- OBJECTIVE
Report only the number of lines that hold the word "index".

- RECORDS PROVIDED
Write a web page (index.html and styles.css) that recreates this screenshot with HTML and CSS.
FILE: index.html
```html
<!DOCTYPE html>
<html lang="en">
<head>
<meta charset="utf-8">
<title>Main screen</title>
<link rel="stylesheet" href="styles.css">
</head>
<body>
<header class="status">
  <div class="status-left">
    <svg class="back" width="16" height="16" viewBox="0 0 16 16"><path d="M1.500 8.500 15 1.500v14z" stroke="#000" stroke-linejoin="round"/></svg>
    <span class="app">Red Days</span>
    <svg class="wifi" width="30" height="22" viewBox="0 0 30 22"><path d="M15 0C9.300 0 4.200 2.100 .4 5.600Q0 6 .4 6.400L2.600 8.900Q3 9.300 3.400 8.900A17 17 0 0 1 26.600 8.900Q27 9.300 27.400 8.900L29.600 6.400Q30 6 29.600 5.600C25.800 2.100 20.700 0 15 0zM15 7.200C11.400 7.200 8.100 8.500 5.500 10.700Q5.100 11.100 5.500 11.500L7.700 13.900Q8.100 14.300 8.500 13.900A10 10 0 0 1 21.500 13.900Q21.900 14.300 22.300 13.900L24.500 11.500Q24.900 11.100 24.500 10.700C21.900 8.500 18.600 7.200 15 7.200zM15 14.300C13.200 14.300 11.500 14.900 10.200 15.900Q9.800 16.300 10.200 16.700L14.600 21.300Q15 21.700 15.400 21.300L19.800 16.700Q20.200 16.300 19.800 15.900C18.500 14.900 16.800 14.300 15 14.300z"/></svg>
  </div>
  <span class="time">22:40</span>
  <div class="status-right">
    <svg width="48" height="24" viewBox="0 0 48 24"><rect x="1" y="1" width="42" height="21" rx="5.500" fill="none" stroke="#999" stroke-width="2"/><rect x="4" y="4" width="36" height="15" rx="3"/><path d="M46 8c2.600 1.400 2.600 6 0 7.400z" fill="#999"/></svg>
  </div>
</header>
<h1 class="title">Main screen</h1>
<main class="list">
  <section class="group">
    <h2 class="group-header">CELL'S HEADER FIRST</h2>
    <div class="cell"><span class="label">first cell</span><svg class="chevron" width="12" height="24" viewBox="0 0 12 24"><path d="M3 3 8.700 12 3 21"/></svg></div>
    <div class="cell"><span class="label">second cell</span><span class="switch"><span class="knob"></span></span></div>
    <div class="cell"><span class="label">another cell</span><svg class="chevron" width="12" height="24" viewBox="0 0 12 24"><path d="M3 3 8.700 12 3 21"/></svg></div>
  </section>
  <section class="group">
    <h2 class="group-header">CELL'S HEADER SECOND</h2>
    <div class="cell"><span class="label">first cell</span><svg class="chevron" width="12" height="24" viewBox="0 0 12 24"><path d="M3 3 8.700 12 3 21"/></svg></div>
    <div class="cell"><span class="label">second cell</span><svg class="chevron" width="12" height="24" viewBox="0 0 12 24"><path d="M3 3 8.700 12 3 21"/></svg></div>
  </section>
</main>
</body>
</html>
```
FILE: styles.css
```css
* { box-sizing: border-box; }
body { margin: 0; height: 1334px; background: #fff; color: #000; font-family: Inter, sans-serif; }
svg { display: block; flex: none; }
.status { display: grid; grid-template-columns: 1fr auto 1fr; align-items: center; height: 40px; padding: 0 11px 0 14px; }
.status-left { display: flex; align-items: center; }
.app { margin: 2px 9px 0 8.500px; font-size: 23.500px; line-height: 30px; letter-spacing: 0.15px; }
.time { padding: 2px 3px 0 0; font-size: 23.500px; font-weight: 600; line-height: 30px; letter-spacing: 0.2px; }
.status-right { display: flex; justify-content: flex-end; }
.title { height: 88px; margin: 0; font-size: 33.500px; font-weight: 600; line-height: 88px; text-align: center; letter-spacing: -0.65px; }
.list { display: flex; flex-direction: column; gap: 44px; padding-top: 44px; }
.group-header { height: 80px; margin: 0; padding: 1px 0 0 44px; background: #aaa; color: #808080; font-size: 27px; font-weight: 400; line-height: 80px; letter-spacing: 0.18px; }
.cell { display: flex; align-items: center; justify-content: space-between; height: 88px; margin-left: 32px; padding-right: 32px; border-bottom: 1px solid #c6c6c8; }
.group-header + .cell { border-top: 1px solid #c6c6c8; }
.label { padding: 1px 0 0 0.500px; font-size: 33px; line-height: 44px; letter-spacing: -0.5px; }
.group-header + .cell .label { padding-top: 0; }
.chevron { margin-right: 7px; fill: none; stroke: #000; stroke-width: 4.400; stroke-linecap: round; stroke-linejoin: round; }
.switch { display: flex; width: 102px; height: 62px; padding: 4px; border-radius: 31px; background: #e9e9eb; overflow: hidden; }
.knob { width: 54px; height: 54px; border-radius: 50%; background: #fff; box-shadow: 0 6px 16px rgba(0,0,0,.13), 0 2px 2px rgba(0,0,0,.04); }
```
==
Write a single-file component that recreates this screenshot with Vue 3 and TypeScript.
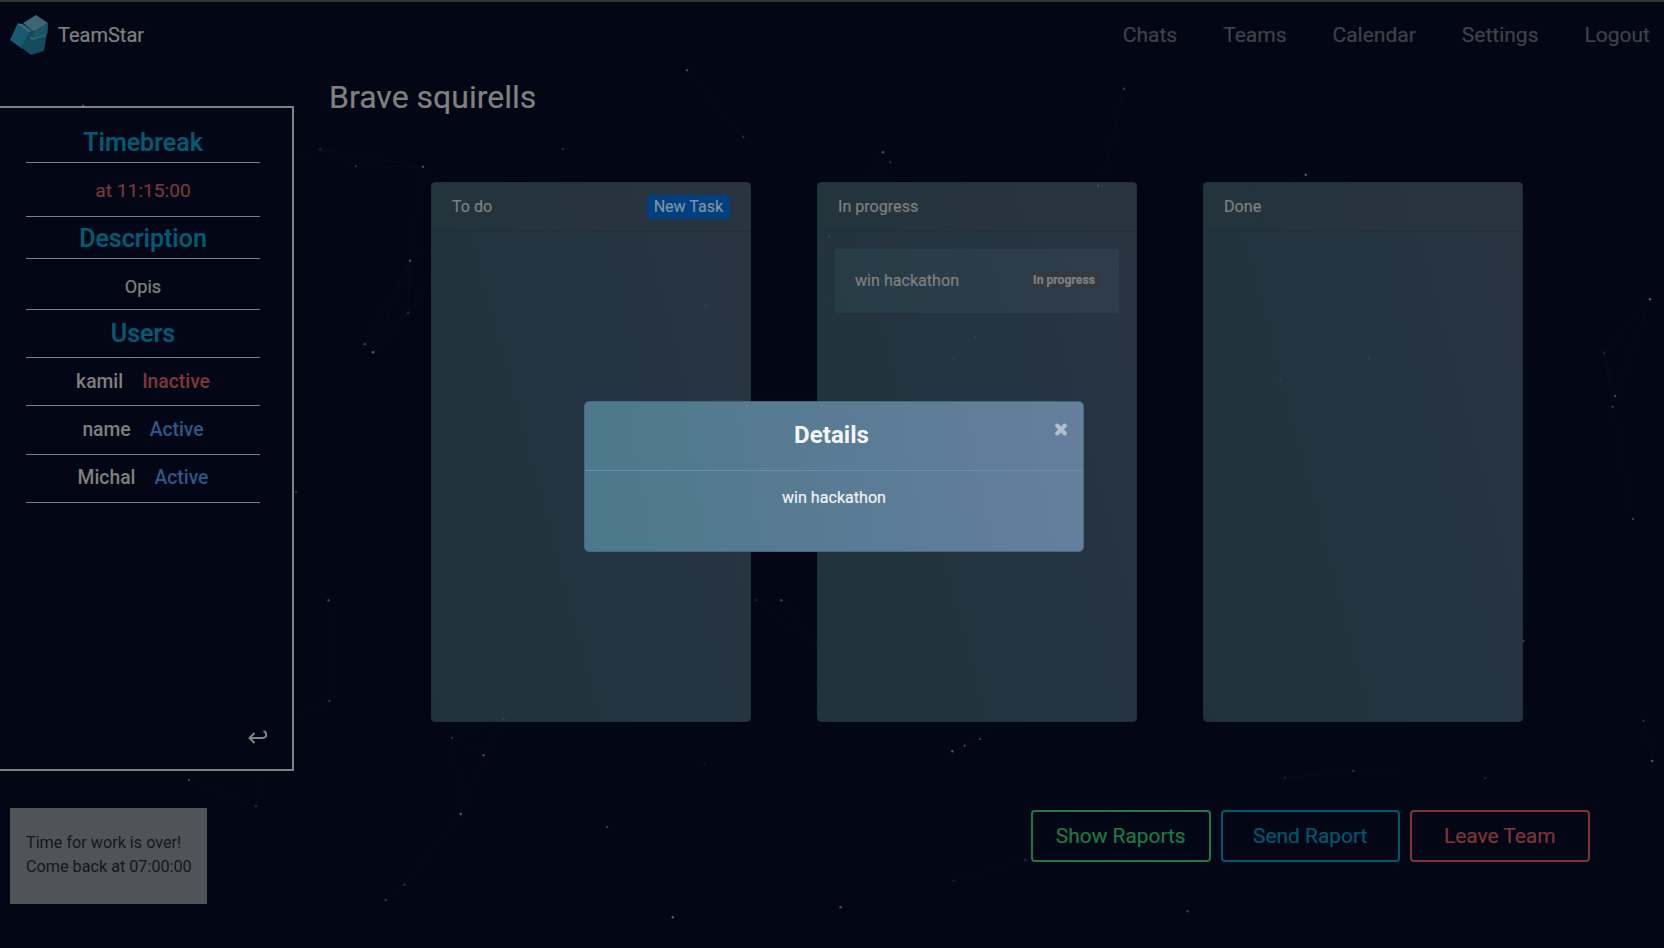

- ANSWER TO THE PROBLEM
2